The Tory leader continued: “But we also need to demonstrate more broadly to the public that you will use the powers you already have, the laws that you have.”

The protocol sets out that protests at democratic venues or political events should not be allowed to “cause alarm, harassment or distress” to attendees or inhibit the use of the venue, the Home Office said.

Forces will also provide additional patrols in communities at risk of “potential flashpoints”.

But Tom Southerden, Amnesty International UK's law and human rights director, warned that fundamental rights were being eroded.

"Talk of 'mob rule' wildly exaggerates the issue and risks delegitimising the rights of peaceful protest," he said.

"Freedom of expression and assembly are absolutely fundamental rights in any free and fair society.

"The UK has undergone a major crackdown on protest rights in recent years, with peaceful protest tactics being criminalised and the police being given sweeping powers to prevent protests taking place."

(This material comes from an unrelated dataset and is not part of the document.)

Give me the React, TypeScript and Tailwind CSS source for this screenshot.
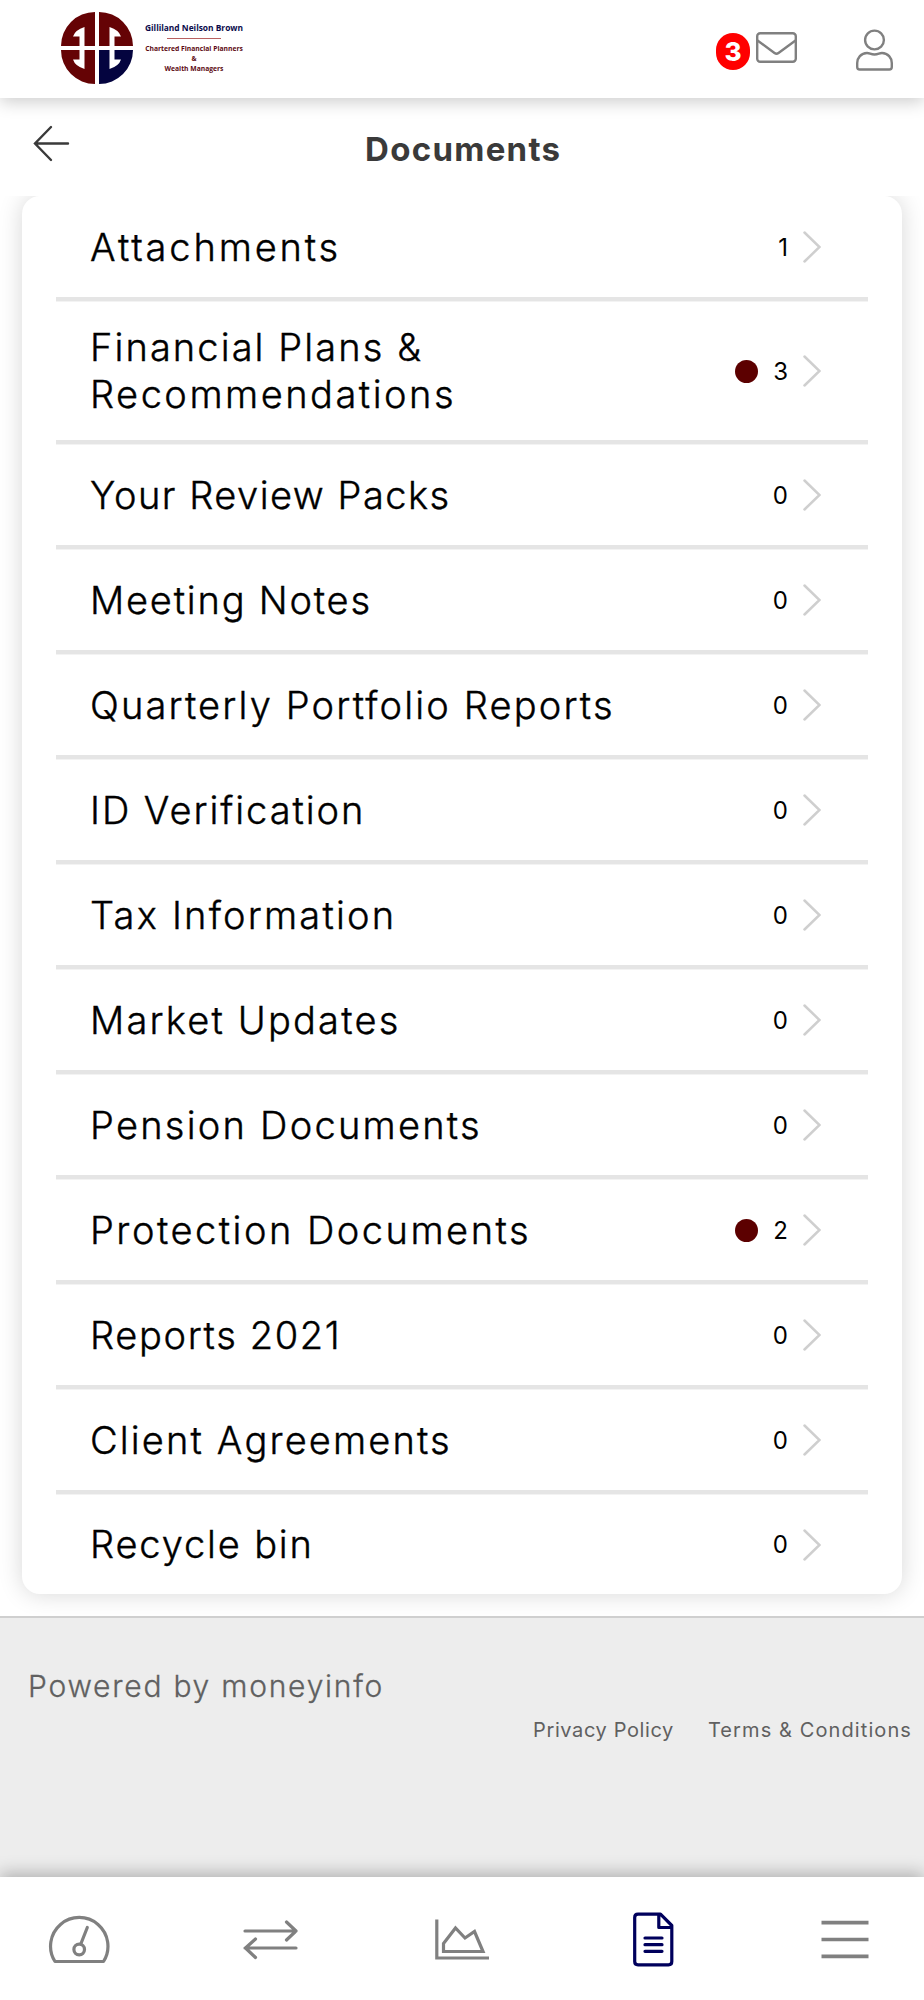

Responding to the Tories' plans to crack down on protests outside venues such as the Westminster parliament, public law professor Aileen McHarg wrote: "Attempting to stop protests outside 'democratic venues' like Parliament and council offices is completely outrageous.

"The instincts of this government are consistently anti-pluralist."

Channel 4 News correspondent Alex Thomson questioned what Sunak’s “mob rule” comment meant. He said: “Does he mean Welsh farmers using tractors to block roads? Climate protests? Palestinian solidarity marches? We could all use a little clarification.”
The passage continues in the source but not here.